• [Exercise directions]: Without the pictures, repeat the listing character for character.

━━━━━━━━━━━━━━━━━━━━━━━━━━━━━━

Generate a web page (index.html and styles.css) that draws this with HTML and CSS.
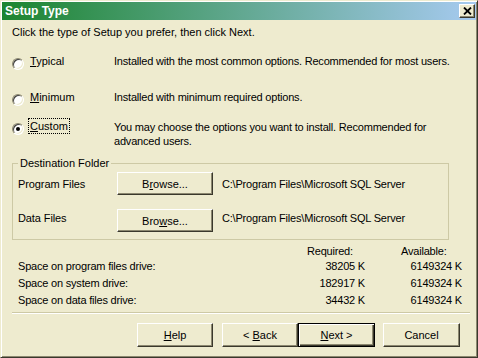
FILE: index.html
```html
<!DOCTYPE html>
<html>
<head>
<meta charset="utf-8">
<link rel="stylesheet" href="styles.css">
</head>
<body>
<div class="window">
  <div class="titlebar">
    <span class="title">Setup Type</span>
    <span class="close"><svg width="9" height="8" viewBox="0 0 9 8"><path d="M1 0.5L8 7.5M8 0.5L1 7.5" stroke="#000" stroke-width="1.8"/></svg></span>
  </div>
  <div class="content">
    <p class="intro">Click the type of Setup you prefer, then click Next.</p>
    <div class="opt opt-typical">
      <span class="radio"></span>
      <span class="label"><u>T</u>ypical</span>
      <span class="desc">Installed with the most common options. Recommended for most users.</span>
    </div>
    <div class="opt opt-minimum">
      <span class="radio"></span>
      <span class="label"><u>M</u>inimum</span>
      <span class="desc">Installed with minimum required options.</span>
    </div>
    <div class="opt opt-custom">
      <span class="radio checked"></span>
      <span class="label"><span class="focus"><u>C</u>ustom</span></span>
      <span class="desc">You may choose the options you want to install. Recommended for<br>advanced users.</span>
    </div>
    <fieldset class="group">
      <legend>Destination Folder</legend>
      <div class="frow frow-first">
        <span class="flabel">Program Files</span>
        <span class="btn browse"><span>B<u>r</u>owse...</span></span>
        <span class="path">C:\Program Files\Microsoft SQL Server</span>
      </div>
      <div class="frow frow-second">
        <span class="flabel">Data Files</span>
        <span class="btn browse"><span>Bro<u>w</u>se...</span></span>
        <span class="path">C:\Program Files\Microsoft SQL Server</span>
      </div>
    </fieldset>
    <div class="space">
      <span class="sh"></span>
      <span class="sh">Required:</span>
      <span class="sh sh-avail">Available:</span>
      <span class="sl">Space on program files drive:</span>
      <span class="sv">38205 K</span>
      <span class="sv">6149324 K</span>
      <span class="sl">Space on system drive:</span>
      <span class="sv">182917 K</span>
      <span class="sv">6149324 K</span>
      <span class="sl">Space on data files drive:</span>
      <span class="sv">34432 K</span>
      <span class="sv">6149324 K</span>
    </div>
    <div class="sep"></div>
    <div class="buttons">
      <span class="btn help"><span><u>H</u>elp</span></span>
      <span class="btn back"><span>&lt; <u>B</u>ack</span></span>
      <span class="btn next default"><span><u>N</u>ext &gt;</span></span>
      <span class="btn cancel"><span>Cancel</span></span>
    </div>
  </div>
</div>
</body>
</html>
```

FILE: styles.css
```css
* { box-sizing: border-box; }
html, body { margin: 0; padding: 0; }
body {
  font-family: "Liberation Sans", Arial, sans-serif;
  font-size: 11px;
  color: #000;
  background: #EEEBCF;
}
.window {
  width: 478px;
  height: 358px;
  background: #EEEBCF;
  border: 1px solid;
  border-color: #EEEBCF #3a382c #3a382c #EEEBCF;
  box-shadow: inset 1px 1px #ffffff, inset -1px -1px #8c8870;
  padding: 1px;
  display: flex;
  flex-direction: column;
}
.titlebar {
  height: 18px;
  flex: none;
  background: linear-gradient(to right, #1c8530, #a6caf0);
  display: flex;
  align-items: center;
  justify-content: space-between;
  padding: 0 1px 0 3px;
}
.title {
  color: #fff;
  font-weight: bold;
  font-size: 12px;
  line-height: 14px;
}
.close {
  width: 16px;
  height: 14px;
  background: #EEEBCF;
  border: 1px solid;
  border-color: #ffffff #3a382c #3a382c #ffffff;
  box-shadow: inset -1px -1px #8c8870;
  display: flex;
  align-items: center;
  justify-content: center;
}
.close svg { display: block; }
.content {
  flex: 1;
  padding: 6px 0 0 10px;
  display: flex;
  flex-direction: column;
}
.intro {
  margin: 0;
  line-height: 13px;
  white-space: nowrap;
}
.opt {
  display: grid;
  grid-template-columns: 18px 84px 350px;
  line-height: 13px;
}
.desc { white-space: nowrap; letter-spacing: -0.2px; }
.opt-typical { margin-top: 16px; }
.opt-minimum { margin-top: 21px; }
.opt-custom { margin-top: 14px; }
.opt-custom .desc { line-height: 14px; }
.radio {
  width: 12px;
  height: 12px;
  margin-top: 3px;
  border-radius: 50%;
  background: #fff;
  border: 1px solid;
  border-color: #8c8870 #ffffff #ffffff #8c8870;
  box-shadow: inset 1px 1px #404040, inset -1px -1px #EEEBCF;
  display: flex;
  align-items: center;
  justify-content: center;
}
.radio.checked::after {
  content: "";
  width: 4px;
  height: 4px;
  border-radius: 50%;
  background: #000;
}
.focus {
  outline: 1px dotted #000;
  outline-offset: 1px;
}
.group {
  margin: 9px 0 0 0;
  width: 437px;
  padding: 0 0 7px 5px;
  border: 1px solid #cdc9a5;
}
.group legend {
  padding: 0 2px;
  line-height: 13px;
}
.frow {
  display: flex;
  align-items: center;
  height: 23px;
  white-space: nowrap;
}
.frow-first { margin-top: 2px; }
.frow-second { margin-top: 14px; }
.frow-second .flabel, .frow-second .path { padding-bottom: 6px; }
.flabel { width: 99px; letter-spacing: -0.1px; }
.btn {
  display: flex;
  align-items: center;
  justify-content: center;
  background: #EEEBCF;
  border: 1px solid;
  border-color: #ffffff #3a382c #3a382c #ffffff;
  box-shadow: inset -1px -1px #8c8870;
  color: #000;
  white-space: nowrap;
}
.browse { width: 96px; height: 23px; }
.path { margin-left: 9px; letter-spacing: -0.2px; }
.space {
  margin: 5px 0 0 6px;
  display: grid;
  grid-template-columns: 289px 58px 97px;
  white-space: nowrap;
  letter-spacing: -0.2px;
}
.sh { line-height: 13px; }
.sh-avail { padding-left: 36px; }
.sl, .sv { line-height: 17px; }
.sv { text-align: right; }
.sep {
  margin-top: 3px;
  width: 458px;
  height: 2px;
  border-top: 1px solid #cdc9a5;
  border-bottom: 1px solid #ffffff;
}
.buttons {
  margin-top: 9px;
  display: flex;
  padding-left: 125px;
}
.buttons .btn { height: 24px; }
.help { width: 76px; margin-right: 9px; }
.back { width: 76px; }
.next { width: 77px; margin-right: 8px; }
.cancel { width: 77px; }
.btn.default {
  border-color: #000;
  box-shadow: inset 1px 1px #ffffff, inset -1px -1px #3a382c, inset -2px -2px #8c8870;
}
```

━━━━━━━━━━━━━━━━━━━━━━━━━━━━━━

• [Exercise output]:
Generate a web page (index.html and styles.css) that draws this with HTML and CSS.
FILE: index.html
```html
<!DOCTYPE html>
<html>
<head>
<meta charset="utf-8">
<link rel="stylesheet" href="styles.css">
</head>
<body>
<div class="window">
  <div class="titlebar">
    <span class="title">Setup Type</span>
    <span class="close"><svg width="9" height="8" viewBox="0 0 9 8"><path d="M1 0.5L8 7.5M8 0.5L1 7.5" stroke="#000" stroke-width="1.8"/></svg></span>
  </div>
  <div class="content">
    <p class="intro">Click the type of Setup you prefer, then click Next.</p>
    <div class="opt opt-typical">
      <span class="radio"></span>
      <span class="label"><u>T</u>ypical</span>
      <span class="desc">Installed with the most common options. Recommended for most users.</span>
    </div>
    <div class="opt opt-minimum">
      <span class="radio"></span>
      <span class="label"><u>M</u>inimum</span>
      <span class="desc">Installed with minimum required options.</span>
    </div>
    <div class="opt opt-custom">
      <span class="radio checked"></span>
      <span class="label"><span class="focus"><u>C</u>ustom</span></span>
      <span class="desc">You may choose the options you want to install. Recommended for<br>advanced users.</span>
    </div>
    <fieldset class="group">
      <legend>Destination Folder</legend>
      <div class="frow frow-first">
        <span class="flabel">Program Files</span>
        <span class="btn browse"><span>B<u>r</u>owse...</span></span>
        <span class="path">C:\Program Files\Microsoft SQL Server</span>
      </div>
      <div class="frow frow-second">
        <span class="flabel">Data Files</span>
        <span class="btn browse"><span>Bro<u>w</u>se...</span></span>
        <span class="path">C:\Program Files\Microsoft SQL Server</span>
      </div>
    </fieldset>
    <div class="space">
      <span class="sh"></span>
      <span class="sh">Required:</span>
      <span class="sh sh-avail">Available:</span>
      <span class="sl">Space on program files drive:</span>
      <span class="sv">38205 K</span>
      <span class="sv">6149324 K</span>
      <span class="sl">Space on system drive:</span>
      <span class="sv">182917 K</span>
      <span class="sv">6149324 K</span>
      <span class="sl">Space on data files drive:</span>
      <span class="sv">34432 K</span>
      <span class="sv">6149324 K</span>
    </div>
    <div class="sep"></div>
    <div class="buttons">
      <span class="btn help"><span><u>H</u>elp</span></span>
      <span class="btn back"><span>&lt; <u>B</u>ack</span></span>
      <span class="btn next default"><span><u>N</u>ext &gt;</span></span>
      <span class="btn cancel"><span>Cancel</span></span>
    </div>
  </div>
</div>
</body>
</html>
```

FILE: styles.css
```css
* { box-sizing: border-box; }
html, body { margin: 0; padding: 0; }
body {
  font-family: "Liberation Sans", Arial, sans-serif;
  font-size: 11px;
  color: #000;
  background: #EEEBCF;
}
.window {
  width: 478px;
  height: 358px;
  background: #EEEBCF;
  border: 1px solid;
  border-color: #EEEBCF #3a382c #3a382c #EEEBCF;
  box-shadow: inset 1px 1px #ffffff, inset -1px -1px #8c8870;
  padding: 1px;
  display: flex;
  flex-direction: column;
}
.titlebar {
  height: 18px;
  flex: none;
  background: linear-gradient(to right, #1c8530, #a6caf0);
  display: flex;
  align-items: center;
  justify-content: space-between;
  padding: 0 1px 0 3px;
}
.title {
  color: #fff;
  font-weight: bold;
  font-size: 12px;
  line-height: 14px;
}
.close {
  width: 16px;
  height: 14px;
  background: #EEEBCF;
  border: 1px solid;
  border-color: #ffffff #3a382c #3a382c #ffffff;
  box-shadow: inset -1px -1px #8c8870;
  display: flex;
  align-items: center;
  justify-content: center;
}
.close svg { display: block; }
.content {
  flex: 1;
  padding: 6px 0 0 10px;
  display: flex;
  flex-direction: column;
}
.intro {
  margin: 0;
  line-height: 13px;
  white-space: nowrap;
}
.opt {
  display: grid;
  grid-template-columns: 18px 84px 350px;
  line-height: 13px;
}
.desc { white-space: nowrap; letter-spacing: -0.2px; }
.opt-typical { margin-top: 16px; }
.opt-minimum { margin-top: 21px; }
.opt-custom { margin-top: 14px; }
.opt-custom .desc { line-height: 14px; }
.radio {
  width: 12px;
  height: 12px;
  margin-top: 3px;
  border-radius: 50%;
  background: #fff;
  border: 1px solid;
  border-color: #8c8870 #ffffff #ffffff #8c8870;
  box-shadow: inset 1px 1px #404040, inset -1px -1px #EEEBCF;
  display: flex;
  align-items: center;
  justify-content: center;
}
.radio.checked::after {
  content: "";
  width: 4px;
  height: 4px;
  border-radius: 50%;
  background: #000;
}
.focus {
  outline: 1px dotted #000;
  outline-offset: 1px;
}
.group {
  margin: 9px 0 0 0;
  width: 437px;
  padding: 0 0 7px 5px;
  border: 1px solid #cdc9a5;
}
.group legend {
  padding: 0 2px;
  line-height: 13px;
}
.frow {
  display: flex;
  align-items: center;
  height: 23px;
  white-space: nowrap;
}
.frow-first { margin-top: 2px; }
.frow-second { margin-top: 14px; }
.frow-second .flabel, .frow-second .path { padding-bottom: 6px; }
.flabel { width: 99px; letter-spacing: -0.1px; }
.btn {
  display: flex;
  align-items: center;
  justify-content: center;
  background: #EEEBCF;
  border: 1px solid;
  border-color: #ffffff #3a382c #3a382c #ffffff;
  box-shadow: inset -1px -1px #8c8870;
  color: #000;
  white-space: nowrap;
}
.browse { width: 96px; height: 23px; }
.path { margin-left: 9px; letter-spacing: -0.2px; }
.space {
  margin: 5px 0 0 6px;
  display: grid;
  grid-template-columns: 289px 58px 97px;
  white-space: nowrap;
  letter-spacing: -0.2px;
}
.sh { line-height: 13px; }
.sh-avail { padding-left: 36px; }
.sl, .sv { line-height: 17px; }
.sv { text-align: right; }
.sep {
  margin-top: 3px;
  width: 458px;
  height: 2px;
  border-top: 1px solid #cdc9a5;
  border-bottom: 1px solid #ffffff;
}
.buttons {
  margin-top: 9px;
  display: flex;
  padding-left: 125px;
}
.buttons .btn { height: 24px; }
.help { width: 76px; margin-right: 9px; }
.back { width: 76px; }
.next { width: 77px; margin-right: 8px; }
.cancel { width: 77px; }
.btn.default {
  border-color: #000;
  box-shadow: inset 1px 1px #ffffff, inset -1px -1px #3a382c, inset -2px -2px #8c8870;
}
```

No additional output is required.